1 As you lament the fact that it’s always the belly that shows the least change

24 comments

  1. I like that feeling too after a workout, but it’s still difficult to drag yourself out of a comfortable bed.

    My cousin writes, but she doesn’t blog. She told me that if she has a rough spot with writing, she’ll write as though it’s a journal to help her through. Whatever helps with the muse … 🙂

    1. The thing is, I have my alarm clock at the opposite end of my bedroom, so I need to get out of bed, turn it off, and make the decision to reset it for a later time. And, for the first time in a long time, it’s becoming habit, which I really don’t like.

      As far as writing – yeah, whatever it takes to get the words to flow – and there are tricks that I can use for blogging – just a meme a day, but it’s too easy to get “trapped” into that & not come up with your own stuff.

  2. Its true. We want to read what you put out. Not out obligation but out of affection, admiration and dammit, the entertainment value of your words.
    I’d love to write something inspiring about inspiration for you but it would be disingenuous and not my words.
    But even if it seems like you’ve only got rubbish to offer, remember it’s you we want, in whatever form.

    Okay, well, there is a line. Ahem.

  3. I tend to be a more why-wait-for-inspiration-just-push-through kind of gal. Though that’s possibly why I’m kind of a sub par writing kind of gal.

    And you always want what you don’t have – the first place I lose weight is my stomach and I hate it because it’s never there I want to lose weight!

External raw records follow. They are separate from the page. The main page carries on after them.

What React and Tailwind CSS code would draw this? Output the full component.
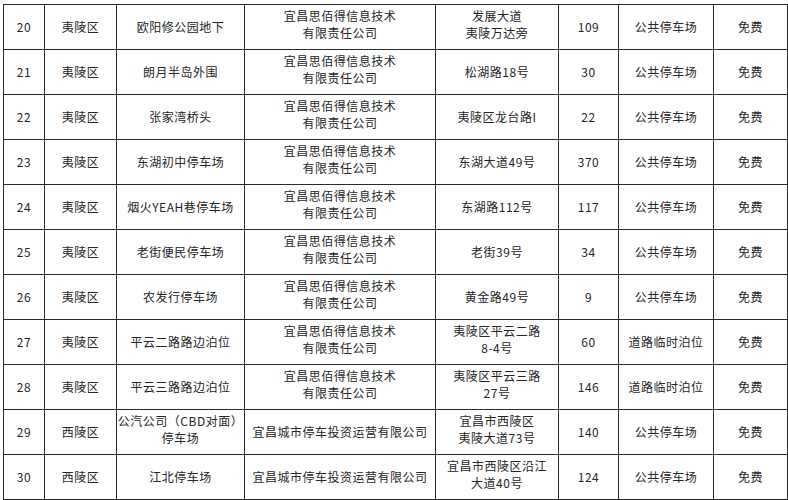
import React from "react";

const CO1 = ["宜昌思佰得信息技术", "有限责任公司"];
const CO2 = ["宜昌城市停车投资运营有限公司"];

const rows = [
  ["20", "夷陵区", ["欧阳修公园地下"], CO1, ["发展大道", "夷陵万达旁"], "109", "公共停车场", "免费"],
  ["21", "夷陵区", ["朗月半岛外围"], CO1, ["松湖路18号"], "30", "公共停车场", "免费"],
  ["22", "夷陵区", ["张家湾桥头"], CO1, ["夷陵区龙台路I"], "22", "公共停车场", "免费"],
  ["23", "夷陵区", ["东湖初中停车场"], CO1, ["东湖大道49号"], "370", "公共停车场", "免费"],
  ["24", "夷陵区", ["烟火YEAH巷停车场"], CO1, ["东湖路112号"], "117", "公共停车场", "免费"],
  ["25", "夷陵区", ["老街便民停车场"], CO1, ["老街39号"], "34", "公共停车场", "免费"],
  ["26", "夷陵区", ["农发行停车场"], CO1, ["黄金路49号"], "9", "公共停车场", "免费"],
  ["27", "夷陵区", ["平云二路路边泊位"], CO1, ["夷陵区平云二路", "8-4号"], "60", "道路临时泊位", "免费"],
  ["28", "夷陵区", ["平云三路路边泊位"], CO1, ["夷陵区平云三路", "27号"], "146", "道路临时泊位", "免费"],
  ["29", "西陵区", ["公汽公司（CBD对面）", "停车场"], CO2, ["宜昌市西陵区", "夷陵大道73号"], "140", "公共停车场", "免费"],
  ["30", "西陵区", ["江北停车场"], CO2, ["宜昌市西陵区沿江", "大道40号"], "124", "公共停车场", "免费"],
];

function Cell({ children }) {
  const lines = Array.isArray(children) ? children : [children];
  const multi = lines.length > 1;
  return (
    <div
      className={
        multi
          ? "flex flex-col items-center justify-center border-r border-b border-[#2a2a2a] text-center leading-[17px] pb-[6px]"
          : "flex flex-col items-center justify-center border-r border-b border-[#2a2a2a] text-center leading-[17px] pb-[2px]"
      }
    >
      {lines.map((l, i) => (
        <span key={i} className="whitespace-nowrap">{l}</span>
      ))}
    </div>
  );
}

export default function App() {
  return (
    <div
      className="w-[788px] h-[500px] bg-white overflow-hidden pt-[4px] pl-[3px] text-[12px] tracking-[0.5px] text-[#262626]"
      style={{ fontFamily: '"Noto Sans CJK SC", "Noto Sans", sans-serif' }}
    >
      <div className="grid grid-cols-[41px_72px_128px_191px_123px_60px_95px_74px] auto-rows-[45px] border-l border-t border-[#2a2a2a]">
        {rows.map((r, i) => (
          <React.Fragment key={i}>
            {r.map((c, j) => (
              <Cell key={j}>{c}</Cell>
            ))}
          </React.Fragment>
        ))}
      </div>
    </div>
  );
}
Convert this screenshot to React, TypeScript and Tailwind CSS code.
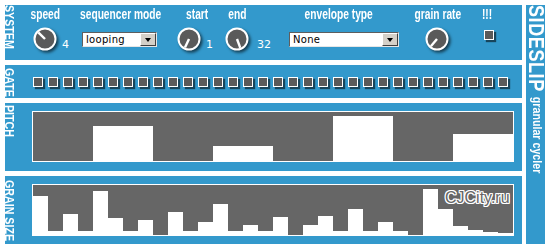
import React from "react";

const PITCH = [0, 0, 0, 0, 35, 35, 35, 35, 0, 0, 0, 0, 15, 15, 15, 15, 0, 0, 0, 0, 45, 45, 45, 45, 0, 0, 0, 0, 27, 27, 27, 27];
const GRAIN = [39, 4, 21, 4, 44, 17, 4, 15, 0, 23, 4, 13, 31, 4, 10, 4, 18, 0, 10, 19, 4, 26, 4, 13, 4, 0, 46, 26, 9, 5, 3, 2];

// no narrow face installed, so Liberation Sans squeezed to Arial Narrow proportions
function VLabel({ text, className }: { text: string; className: string }) {
    return (
        <div className={"shrink-0 " + className}>
            <div className="[writing-mode:vertical-rl] whitespace-nowrap font-bold text-[13px] leading-none -ml-[2px] origin-top scale-y-[0.82]">
                {text}
            </div>
        </div>
    );
}

function Knob({ angle }: { angle: number }) {
    const r = (angle * Math.PI) / 180;
    const x = 12 + Math.sin(r) * 9.5;
    const y = 12 - Math.cos(r) * 9.5;
    return (
        <svg width="24" height="24" viewBox="0 0 24 24" className="shrink-0 overflow-visible drop-shadow-[2px_2px_1.5px_rgba(0,0,0,0.6)]">
            <circle cx="12" cy="12" r="10.5" fill="#5a5a5a" stroke="#ffffff" strokeWidth="2" />
            <line x1="12" y1="12" x2={x} y2={y} stroke="#ffffff" strokeWidth="2.4" />
        </svg>
    );
}

function Select({ value, className }: { value: string; className: string }) {
    return (
        <div className={"flex h-[15px] bg-white border border-t-[#5e5e5e] border-l-[#5e5e5e] border-b-[#e6e6e6] border-r-[#e6e6e6] " + className}>
            <div className="flex-1 pl-[3px] text-black text-[10px] leading-[13px] font-['DejaVu_Sans',sans-serif] tracking-[0.3px]">
                {value}
            </div>
            <div className="w-[16px] h-[13px] bg-[#d4d0c8] border border-t-white border-l-white border-b-[#404040] border-r-[#404040] flex items-center justify-center">
                <div className="w-0 h-0 border-l-[3.5px] border-r-[3.5px] border-t-[4px] border-l-transparent border-r-transparent border-t-black" />
            </div>
        </div>
    );
}

function Value({ text, className }: { text: string; className: string }) {
    return (
        <div className={"text-[11px] leading-[10px] font-['DejaVu_Sans',sans-serif] mb-[1px] " + className}>{text}</div>
    );
}

function Label({ text, className }: { text: string; className: string }) {
    return (
        <div className={"h-[16px] text-[14px] font-bold leading-[16px] text-center whitespace-nowrap flex justify-center " + className}>
            <span className="inline-block scale-x-[0.73]">{text}</span>
        </div>
    );
}

function SystemPanel() {
    return (
        <div className="h-[55px] bg-[#3399cc] flex">
            <VLabel text="SYSTEM" className="w-[24px]" />
            <div className="flex pt-[1px]">
                <div className="w-[46px] flex flex-col">
                    <Label text="speed" className="ml-[2px] w-[29px]" />
                    <div className="flex items-end mt-[5px]">
                        <div className="ml-[4px]"><Knob angle={-45} /></div>
                        <Value text="4" className="ml-[5px]" />
                    </div>
                </div>
                <div className="w-[95px] flex flex-col">
                    <Label text="sequencer mode" className="ml-[5px] w-[82px]" />
                    <Select value="looping" className="ml-[7px] mt-[10px] w-[75px]" />
                </div>
                <div className="w-[48px] flex flex-col">
                    <Label text="start" className="ml-[16px] w-[23px]" />
                    <div className="flex items-end mt-[5px]">
                        <div className="ml-[7px]"><Knob angle={-155} /></div>
                        <Value text="1" className="ml-[5px]" />
                    </div>
                </div>
                <div className="w-[62px] flex flex-col">
                    <Label text="end" className="ml-[10px] w-[18px]" />
                    <div className="flex items-end mt-[5px]">
                        <div className="ml-[7px]"><Knob angle={160} /></div>
                        <Value text="32" className="ml-[8px]" />
                    </div>
                </div>
                <div className="w-[125px] flex flex-col">
                    <Label text="envelope type" className="ml-[24px] w-[69px]" />
                    <Select value="None" className="ml-[9px] mt-[10px] w-[110px]" />
                </div>
                <div className="w-[70px] flex flex-col">
                    <Label text="grain rate" className="ml-[10px] w-[46px]" />
                    <div className="flex mt-[5px] ml-[20px]">
                        <Knob angle={-140} />
                    </div>
                </div>
                <div className="w-[30px] flex flex-col">
                    <Label text="!!!" className="ml-[6px] w-[11px]" />
                    <div className="ml-[9px] mt-[8px] w-[10px] h-[10px] bg-[#5a5a5a] border border-white shadow-[2px_2px_1px_rgba(0,0,0,0.55)]" />
                </div>
            </div>
        </div>
    );
}

function GatePanel() {
    return (
        <div className="h-[33px] bg-[#3399cc] flex items-start">
            <VLabel text="GATE" className="w-[27px] pt-[3px]" />
            <div className="flex ml-[1px] mt-[12px]">
                {GRAIN.map((_, i) => (
                    <div key={i} className="w-[15px]">
                        <div className="w-[10px] h-[10px] bg-[#5a5a5a] border border-white shadow-[2px_2px_1px_rgba(0,0,0,0.55)]" />
                    </div>
                ))}
            </div>
        </div>
    );
}

function PitchPanel() {
    return (
        <div className="h-[68px] bg-[#3399cc] flex items-start">
            <VLabel text="PITCH" className="w-[27px] pt-[2px]" />
            <div className="mt-[8px] w-[482px] h-[51px] border border-white bg-[#666666] flex items-end">
                {PITCH.map((h, i) => (
                    <div key={i} className="w-[15px] bg-white" style={{ height: h }} />
                ))}
            </div>
        </div>
    );
}

function GrainPanel() {
    return (
        <div className="h-[68px] bg-[#3399cc] flex items-start">
            <VLabel text="GRAIN SIZE" className="w-[27px] pt-[4px]" />
            <div className="relative mt-[8px] w-[482px] h-[52px] border border-white bg-[#666666] flex items-end">
                {GRAIN.map((h, i) => (
                    <div key={i} className="w-[15px] bg-white" style={{ height: h }} />
                ))}
                <div className="absolute left-[412px] top-[5px] text-[16px] leading-none text-[#666666] font-['Liberation_Sans',sans-serif] [text-shadow:1px_0_#fff,-1px_0_#fff,0_1px_#fff,0_-1px_#fff,1px_1px_#fff,-1px_-1px_#fff,1px_-1px_#fff,-1px_1px_#fff]">
                    CJCity.ru
                </div>
            </div>
        </div>
    );
}

function Sidebar() {
    return (
        <div className="w-[19px] h-[239px] bg-[#3399cc]">
            <div className="flex flex-col items-center origin-top scale-y-[0.82]">
                <div className="[writing-mode:vertical-rl] whitespace-nowrap font-bold text-[22px] leading-none tracking-[0.7px]">
                    SIDESLIP
                </div>
                <div className="[writing-mode:vertical-rl] whitespace-nowrap font-bold text-[13px] leading-none mt-[6px] ml-[3px]">
                    granular cycler
                </div>
            </div>
        </div>
    );
}

export default function App() {
    return (
        <div className="w-[550px] h-[250px] bg-white flex items-start gap-[4px] p-[5px] text-white font-['Liberation_Sans',sans-serif]">
            <div className="w-[517px] flex flex-col gap-[5px]">
                <SystemPanel />
                <GatePanel />
                <PitchPanel />
                <GrainPanel />
            </div>
            <Sidebar />
        </div>
    );
}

    1. I think I treat writing as most doctors would treat constipation – never force anything. Sure, it might work, but there are very bad things that might happen.

      But, um, you’re not a “sub-par writing kind of gal,” seriously. I so enjoy seeing the “Best of Fates” in my inbox – a great and happy diversion whenever it comes across.

    1. Yeah, I can’t seem to find said scenes . . . and I’m freaking out just a little bit. This is the issue of putting things on the work computer, and then having said computer upgraded. Everything from the old is somewhere here . . . just need to find where.

      And, I’m quite eager to share these with you.

    1. That’s what I keep telling myself. I mean, I subscribe to a number of blogs, and read a few others regularly. Each & every one of these, I’m somewhere between joyful & giddy when I see a new post notification. But there is something “in the way” keeping me from thinking that people might, gosh darn-it, like me.

    1. It really is an addictive feeling. Not too long ago, I had to buy myself two new pairs of jeans, because my old ones were too big. Now, these ones are getting a little loose, and that’s such a wonderful feeling.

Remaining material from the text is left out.